Не только крестьяне, но и простой прохожий может пострадать в это новое время. Теперь нельзя даже иметь выражение чуждости на лице – за это могут задержать. Боятся и энтузиасты. Активист, например, в свое время очень хотел похвалы за свою идеологичность и как-то объявил себя умнейшим человеком на селе. В ответ на это один мужик ответил ему: «Тогда я баба!» С тех пор активист уже не так стремится к признанию. Но укорять себя не перестает. Ведь он мог бы целые эшелоны народу отправлять в социализм, а по факту возится в каком-то маленьком колхозике. В «Котловане» вообще много сатирических зарисовок на тему реалий молодого советского государства, которые читаются как горькие анекдоты, от которых совсем не смешно. Так, например, один землекоп объясняет девочке, что мухи зимой бывают от кулаков, на что девочка отвечает, что тогда, значит, мух необходимо уничтожить как класс. Но даже со всем неподдельным энтузиазмом трудно угодить новой власти. Ведь для нее массовый переход мужиков, которые ранее имели средний достаток, в колхозы, наоборот, только подозрителен. Разве не хочет мужик таким образом разложить колхозное руководство и саму идею изнутри?

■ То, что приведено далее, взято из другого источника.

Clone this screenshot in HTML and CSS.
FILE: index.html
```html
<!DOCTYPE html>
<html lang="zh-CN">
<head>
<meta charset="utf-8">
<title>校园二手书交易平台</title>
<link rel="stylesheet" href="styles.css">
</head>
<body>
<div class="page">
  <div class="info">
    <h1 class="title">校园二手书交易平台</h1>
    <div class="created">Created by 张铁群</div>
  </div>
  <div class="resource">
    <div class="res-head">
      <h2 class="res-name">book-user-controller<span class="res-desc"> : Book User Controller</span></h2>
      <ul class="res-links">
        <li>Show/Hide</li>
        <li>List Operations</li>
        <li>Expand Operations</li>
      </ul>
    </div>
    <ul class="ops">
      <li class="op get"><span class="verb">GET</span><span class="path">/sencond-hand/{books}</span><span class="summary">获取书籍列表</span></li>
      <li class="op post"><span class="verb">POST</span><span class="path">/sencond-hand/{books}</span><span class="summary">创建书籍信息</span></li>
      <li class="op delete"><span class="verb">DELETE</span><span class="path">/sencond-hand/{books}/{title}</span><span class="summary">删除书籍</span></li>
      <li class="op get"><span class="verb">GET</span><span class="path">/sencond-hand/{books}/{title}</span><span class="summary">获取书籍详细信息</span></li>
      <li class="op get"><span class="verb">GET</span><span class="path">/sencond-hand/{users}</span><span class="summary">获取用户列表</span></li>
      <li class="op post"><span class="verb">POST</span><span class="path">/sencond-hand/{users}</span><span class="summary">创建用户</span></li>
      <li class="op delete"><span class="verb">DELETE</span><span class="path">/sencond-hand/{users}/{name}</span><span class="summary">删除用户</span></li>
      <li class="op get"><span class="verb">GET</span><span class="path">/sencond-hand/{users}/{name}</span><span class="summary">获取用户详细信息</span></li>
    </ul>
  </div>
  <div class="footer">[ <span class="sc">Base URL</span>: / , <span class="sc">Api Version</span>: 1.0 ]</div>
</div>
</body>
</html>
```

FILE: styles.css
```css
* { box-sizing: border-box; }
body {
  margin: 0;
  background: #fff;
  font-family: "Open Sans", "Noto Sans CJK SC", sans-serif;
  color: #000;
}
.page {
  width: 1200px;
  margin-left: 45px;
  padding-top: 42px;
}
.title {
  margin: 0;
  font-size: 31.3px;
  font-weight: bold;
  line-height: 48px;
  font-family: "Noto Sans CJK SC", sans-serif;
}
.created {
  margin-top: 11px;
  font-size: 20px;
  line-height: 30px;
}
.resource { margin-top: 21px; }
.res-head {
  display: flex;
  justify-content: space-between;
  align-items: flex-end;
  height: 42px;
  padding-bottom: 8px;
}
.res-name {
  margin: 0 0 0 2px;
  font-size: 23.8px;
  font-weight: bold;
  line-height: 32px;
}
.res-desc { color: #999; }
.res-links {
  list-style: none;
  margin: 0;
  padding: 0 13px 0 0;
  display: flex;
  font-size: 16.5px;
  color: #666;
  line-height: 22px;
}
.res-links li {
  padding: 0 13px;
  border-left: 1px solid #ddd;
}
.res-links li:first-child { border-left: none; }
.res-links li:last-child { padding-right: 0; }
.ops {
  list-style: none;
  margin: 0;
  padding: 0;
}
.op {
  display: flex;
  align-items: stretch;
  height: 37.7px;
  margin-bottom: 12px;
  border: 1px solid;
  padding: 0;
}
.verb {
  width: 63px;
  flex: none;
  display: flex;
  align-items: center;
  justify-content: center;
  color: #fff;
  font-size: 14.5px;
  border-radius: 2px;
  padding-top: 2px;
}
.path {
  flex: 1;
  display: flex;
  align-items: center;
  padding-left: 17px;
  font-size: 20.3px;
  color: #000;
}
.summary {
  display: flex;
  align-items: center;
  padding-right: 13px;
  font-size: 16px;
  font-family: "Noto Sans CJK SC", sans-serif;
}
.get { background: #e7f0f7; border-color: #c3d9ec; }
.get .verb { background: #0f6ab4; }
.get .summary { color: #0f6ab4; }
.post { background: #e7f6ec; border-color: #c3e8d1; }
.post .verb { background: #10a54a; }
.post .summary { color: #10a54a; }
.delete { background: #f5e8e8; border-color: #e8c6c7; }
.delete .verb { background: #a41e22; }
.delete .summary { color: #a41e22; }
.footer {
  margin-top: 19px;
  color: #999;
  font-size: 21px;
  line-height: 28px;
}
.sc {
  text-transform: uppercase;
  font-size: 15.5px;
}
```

Что такое страдания тела от недостатка истины? Это невроз святого. Вощев, конечно, не святой и никакого реального блага для других не делает. Но его простой мужицкий ум заболевает от болезни, которая присуща идеальным людям. «Котлован» - это не утопия и, может быть, даже не антиутопия. Это хроника восприятия реальности внутри громадного социального эксперимента, которым оказался советский проект. Позитива у Платонова почти нет, так что определенная антиутопичность происходящего все же налицо. То, что можно было бы счесть позитивом, а именно искренние трудовые порывы, подточено глубокой меланхолией и сомнениями, и всюду видны тени невыдуманных смертей. Судит ли Платонов советскую идею? Может быть. Но скорее он просто не понимает ее в ее практических аспектах. Если идея так радужна, то почему кругом невыносимая тоска? Но герои писателя – это тем не менее не фельетонные карикатуры, а что-то вроде сложных разрушающихся механизмов сознания, которые ломаются от нажима со стороны навязываемого идеала. Поэтому, может, идея советского проекта и хороша сама по себе. Но ее реализация, в которой не нашлось места истине, оказалась не просто неработающей, а именно страшной. Платонов описал нервный мир на пороге полного истощения, никакого счастья здесь нет.